Soon after this incident, I would email a list of current and former speech students articles that I had encountered that  either showed the distinction between conservatives and liberals, or which would demonstrate a liberal bias either in the media or education. I am not sure if they were read, and I am not sure if I ever made a difference.  Teachers rarely know whether they make a difference or not.  It didn't matter.  I think this is an important issue not because I want to turn out class after class of conservative graduates, but just so that they know there is another side.  Perhaps some of the more intelligent ones by turn more conservative, but I just wanted them to be aware of the other side.  I wanted their political view to be a product of their intelligence, not their teacher's biases.

I did notice something about at least one of the students, a budding young journalist who would often be published in the local papers.  The last few of her articles that she sent me had acquired more of a red tint than they had had in the past.  It may have been my imagination. It may have been her maturing.  Or it may have been The Other Side.

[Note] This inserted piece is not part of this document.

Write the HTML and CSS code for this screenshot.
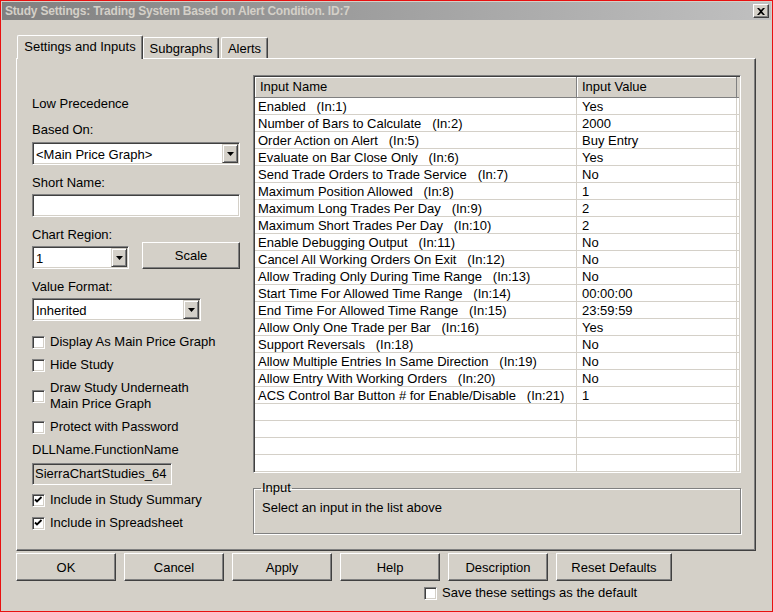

I no longer coach speech, and it is a shame.  I don't mind having the Saturdays off, however.  In one sense it is just as well.  I used to take pride in being able to present both sides when discussing congress bills and not having the students be aware which side I personally believed.  It is important to be able to argue both sides.  This is true of advocates as well as speech coaches--if you can't argue your opponent's position, you'll have a hard time defending your own.  More recently, I began to have difficulty credibly expressing the liberal view point.  I could still mouth the arguments, but it was apparent I didn't really believe them.  I may have moved somewhat to the right, but I have a sneaking suspicion that that was not it.  The reason for my newly acquired inability to convincingly express the liberal viewpoint probably had more to do with the basic untenability of many of their positions.